- Problem to solve -
Below is a listing; print exactly its lines from the one containing "Generate a component" down to the one containing "type Row = [string, number];", both inclusive, with every picture left out.

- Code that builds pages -

§ §

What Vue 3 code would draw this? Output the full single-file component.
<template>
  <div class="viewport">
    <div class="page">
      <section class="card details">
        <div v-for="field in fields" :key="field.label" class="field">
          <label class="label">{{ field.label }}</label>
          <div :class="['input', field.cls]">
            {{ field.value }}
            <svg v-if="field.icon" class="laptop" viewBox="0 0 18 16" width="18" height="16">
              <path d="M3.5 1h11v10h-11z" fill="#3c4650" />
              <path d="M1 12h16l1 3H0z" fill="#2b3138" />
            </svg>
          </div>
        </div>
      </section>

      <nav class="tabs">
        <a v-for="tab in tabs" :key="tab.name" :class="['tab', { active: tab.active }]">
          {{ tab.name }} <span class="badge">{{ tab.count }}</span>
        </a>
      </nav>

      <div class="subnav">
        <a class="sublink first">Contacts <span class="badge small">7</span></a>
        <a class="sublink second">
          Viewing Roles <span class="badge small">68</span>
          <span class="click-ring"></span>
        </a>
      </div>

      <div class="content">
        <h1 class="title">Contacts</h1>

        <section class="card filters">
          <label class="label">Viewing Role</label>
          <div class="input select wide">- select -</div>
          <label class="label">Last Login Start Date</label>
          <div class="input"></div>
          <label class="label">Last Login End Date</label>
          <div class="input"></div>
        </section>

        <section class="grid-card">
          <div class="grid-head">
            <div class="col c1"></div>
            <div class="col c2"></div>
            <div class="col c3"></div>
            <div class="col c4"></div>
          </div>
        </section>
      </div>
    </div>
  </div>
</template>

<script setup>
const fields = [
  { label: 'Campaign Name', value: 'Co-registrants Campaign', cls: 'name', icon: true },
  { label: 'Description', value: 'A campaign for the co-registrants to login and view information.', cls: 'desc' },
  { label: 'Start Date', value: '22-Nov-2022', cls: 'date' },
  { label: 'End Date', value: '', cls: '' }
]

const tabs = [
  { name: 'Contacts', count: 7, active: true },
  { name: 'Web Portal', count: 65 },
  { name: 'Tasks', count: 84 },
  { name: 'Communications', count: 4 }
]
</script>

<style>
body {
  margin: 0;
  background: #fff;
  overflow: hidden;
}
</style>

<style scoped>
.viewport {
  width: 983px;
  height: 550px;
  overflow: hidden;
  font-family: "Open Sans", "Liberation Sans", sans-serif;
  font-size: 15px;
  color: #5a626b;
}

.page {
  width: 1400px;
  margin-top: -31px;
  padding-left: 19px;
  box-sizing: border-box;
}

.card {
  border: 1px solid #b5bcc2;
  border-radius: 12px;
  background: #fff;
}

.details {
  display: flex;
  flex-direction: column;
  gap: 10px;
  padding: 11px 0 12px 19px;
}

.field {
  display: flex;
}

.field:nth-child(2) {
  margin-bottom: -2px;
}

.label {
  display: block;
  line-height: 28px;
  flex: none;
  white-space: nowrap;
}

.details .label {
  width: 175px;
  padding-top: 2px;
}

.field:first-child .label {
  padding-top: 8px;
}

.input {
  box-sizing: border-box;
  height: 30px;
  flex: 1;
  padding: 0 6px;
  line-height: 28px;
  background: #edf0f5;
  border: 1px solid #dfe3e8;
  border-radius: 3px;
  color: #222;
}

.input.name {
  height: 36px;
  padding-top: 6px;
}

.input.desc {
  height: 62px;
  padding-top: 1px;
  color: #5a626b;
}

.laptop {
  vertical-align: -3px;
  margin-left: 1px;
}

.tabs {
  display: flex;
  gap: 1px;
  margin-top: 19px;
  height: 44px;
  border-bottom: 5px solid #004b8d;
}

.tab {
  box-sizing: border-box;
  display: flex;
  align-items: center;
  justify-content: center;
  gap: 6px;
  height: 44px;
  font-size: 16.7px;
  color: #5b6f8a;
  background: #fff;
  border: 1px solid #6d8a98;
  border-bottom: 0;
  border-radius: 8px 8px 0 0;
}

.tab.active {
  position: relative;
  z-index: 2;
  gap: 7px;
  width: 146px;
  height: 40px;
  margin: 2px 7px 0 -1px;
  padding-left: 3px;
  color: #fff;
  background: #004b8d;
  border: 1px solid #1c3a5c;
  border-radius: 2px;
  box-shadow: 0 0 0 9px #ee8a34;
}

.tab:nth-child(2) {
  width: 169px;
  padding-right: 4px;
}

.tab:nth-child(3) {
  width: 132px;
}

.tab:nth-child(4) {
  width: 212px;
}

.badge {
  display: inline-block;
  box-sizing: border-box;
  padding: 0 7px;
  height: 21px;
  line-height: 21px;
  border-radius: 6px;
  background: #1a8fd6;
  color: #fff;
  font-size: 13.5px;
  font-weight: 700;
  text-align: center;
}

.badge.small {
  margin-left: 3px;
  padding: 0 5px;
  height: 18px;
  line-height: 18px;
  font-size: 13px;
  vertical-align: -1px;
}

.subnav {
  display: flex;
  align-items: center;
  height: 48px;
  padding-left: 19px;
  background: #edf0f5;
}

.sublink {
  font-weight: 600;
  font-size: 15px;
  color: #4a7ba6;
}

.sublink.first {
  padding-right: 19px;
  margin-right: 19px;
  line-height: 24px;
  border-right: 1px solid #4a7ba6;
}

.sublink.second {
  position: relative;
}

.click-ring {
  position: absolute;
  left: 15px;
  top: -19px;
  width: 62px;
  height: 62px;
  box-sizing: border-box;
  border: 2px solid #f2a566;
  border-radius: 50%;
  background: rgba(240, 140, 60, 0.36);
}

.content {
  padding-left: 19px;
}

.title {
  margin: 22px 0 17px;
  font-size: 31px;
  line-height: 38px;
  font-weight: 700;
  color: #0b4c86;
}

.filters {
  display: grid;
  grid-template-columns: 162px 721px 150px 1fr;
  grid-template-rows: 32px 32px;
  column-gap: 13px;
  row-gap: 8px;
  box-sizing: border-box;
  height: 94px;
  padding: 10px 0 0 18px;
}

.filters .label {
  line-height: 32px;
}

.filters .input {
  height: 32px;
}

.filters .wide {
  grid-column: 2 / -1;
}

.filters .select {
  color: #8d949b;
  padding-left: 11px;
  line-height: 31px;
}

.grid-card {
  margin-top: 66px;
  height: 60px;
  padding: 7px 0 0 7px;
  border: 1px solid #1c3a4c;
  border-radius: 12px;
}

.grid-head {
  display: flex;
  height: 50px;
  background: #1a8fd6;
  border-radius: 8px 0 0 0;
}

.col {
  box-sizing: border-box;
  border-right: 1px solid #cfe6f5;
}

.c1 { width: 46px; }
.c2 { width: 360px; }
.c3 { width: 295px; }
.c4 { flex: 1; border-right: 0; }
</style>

§ §

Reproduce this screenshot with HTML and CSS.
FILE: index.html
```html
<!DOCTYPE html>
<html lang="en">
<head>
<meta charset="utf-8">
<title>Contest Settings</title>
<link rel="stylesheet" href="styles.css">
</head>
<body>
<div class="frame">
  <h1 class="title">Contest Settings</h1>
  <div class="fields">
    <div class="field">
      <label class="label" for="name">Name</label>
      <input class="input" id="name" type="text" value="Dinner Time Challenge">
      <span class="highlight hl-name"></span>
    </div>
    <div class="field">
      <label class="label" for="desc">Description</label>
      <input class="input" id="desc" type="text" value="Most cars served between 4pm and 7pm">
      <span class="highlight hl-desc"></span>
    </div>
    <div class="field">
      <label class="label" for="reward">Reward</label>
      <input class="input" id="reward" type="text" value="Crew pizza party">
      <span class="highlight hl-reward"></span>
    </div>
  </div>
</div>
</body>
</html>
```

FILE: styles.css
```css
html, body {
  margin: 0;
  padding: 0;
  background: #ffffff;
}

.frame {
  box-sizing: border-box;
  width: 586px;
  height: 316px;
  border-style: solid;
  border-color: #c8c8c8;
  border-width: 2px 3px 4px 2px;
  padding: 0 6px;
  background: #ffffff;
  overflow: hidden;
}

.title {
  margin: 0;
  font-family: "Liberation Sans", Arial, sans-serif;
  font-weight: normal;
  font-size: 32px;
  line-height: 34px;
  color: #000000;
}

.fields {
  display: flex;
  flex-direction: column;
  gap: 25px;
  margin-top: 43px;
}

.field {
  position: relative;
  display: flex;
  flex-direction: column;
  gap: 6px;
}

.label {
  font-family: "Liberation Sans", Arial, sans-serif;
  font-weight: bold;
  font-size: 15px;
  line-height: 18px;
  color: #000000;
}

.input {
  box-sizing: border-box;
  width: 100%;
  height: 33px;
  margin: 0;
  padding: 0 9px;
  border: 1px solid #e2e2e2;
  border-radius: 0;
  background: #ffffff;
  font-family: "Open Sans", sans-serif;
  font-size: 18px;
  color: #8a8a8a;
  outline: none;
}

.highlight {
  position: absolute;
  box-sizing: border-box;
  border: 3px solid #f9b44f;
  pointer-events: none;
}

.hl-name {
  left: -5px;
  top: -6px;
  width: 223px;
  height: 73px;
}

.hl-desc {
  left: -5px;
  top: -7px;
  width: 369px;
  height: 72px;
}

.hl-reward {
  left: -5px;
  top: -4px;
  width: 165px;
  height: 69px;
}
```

§ §

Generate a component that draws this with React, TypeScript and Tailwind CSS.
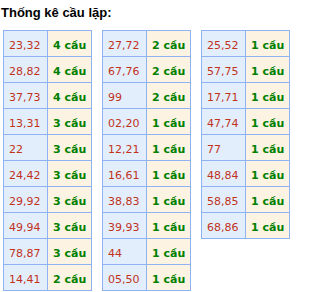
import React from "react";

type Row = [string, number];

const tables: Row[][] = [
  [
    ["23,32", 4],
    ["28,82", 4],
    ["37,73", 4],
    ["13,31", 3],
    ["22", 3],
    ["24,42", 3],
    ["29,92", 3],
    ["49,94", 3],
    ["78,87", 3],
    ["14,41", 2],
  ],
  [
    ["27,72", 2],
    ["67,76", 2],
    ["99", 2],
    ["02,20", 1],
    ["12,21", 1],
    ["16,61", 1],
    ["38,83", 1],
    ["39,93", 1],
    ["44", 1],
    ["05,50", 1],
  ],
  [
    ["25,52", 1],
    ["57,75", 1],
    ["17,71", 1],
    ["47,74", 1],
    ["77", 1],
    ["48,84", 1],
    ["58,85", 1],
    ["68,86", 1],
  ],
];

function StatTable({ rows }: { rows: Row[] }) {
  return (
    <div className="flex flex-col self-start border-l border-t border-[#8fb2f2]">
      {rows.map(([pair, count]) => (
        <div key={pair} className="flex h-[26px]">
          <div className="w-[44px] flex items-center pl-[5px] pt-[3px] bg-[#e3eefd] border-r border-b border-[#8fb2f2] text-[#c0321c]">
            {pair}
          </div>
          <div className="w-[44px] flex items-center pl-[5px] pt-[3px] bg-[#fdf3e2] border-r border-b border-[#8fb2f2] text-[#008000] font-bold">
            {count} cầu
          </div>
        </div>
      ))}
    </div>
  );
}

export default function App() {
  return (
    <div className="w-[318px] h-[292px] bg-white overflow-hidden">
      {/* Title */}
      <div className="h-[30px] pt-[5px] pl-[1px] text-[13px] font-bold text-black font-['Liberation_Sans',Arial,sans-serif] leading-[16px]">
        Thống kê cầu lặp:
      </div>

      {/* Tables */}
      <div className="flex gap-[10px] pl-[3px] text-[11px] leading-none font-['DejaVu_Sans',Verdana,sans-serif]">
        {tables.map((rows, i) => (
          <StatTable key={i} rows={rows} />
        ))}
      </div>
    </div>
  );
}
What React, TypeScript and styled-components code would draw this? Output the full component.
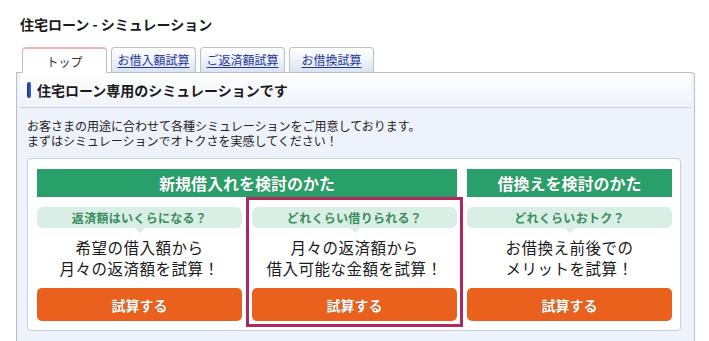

§ §

- Result for this exercise -
Generate a component that draws this with React, TypeScript and Tailwind CSS.
import React from "react";

type Row = [string, number];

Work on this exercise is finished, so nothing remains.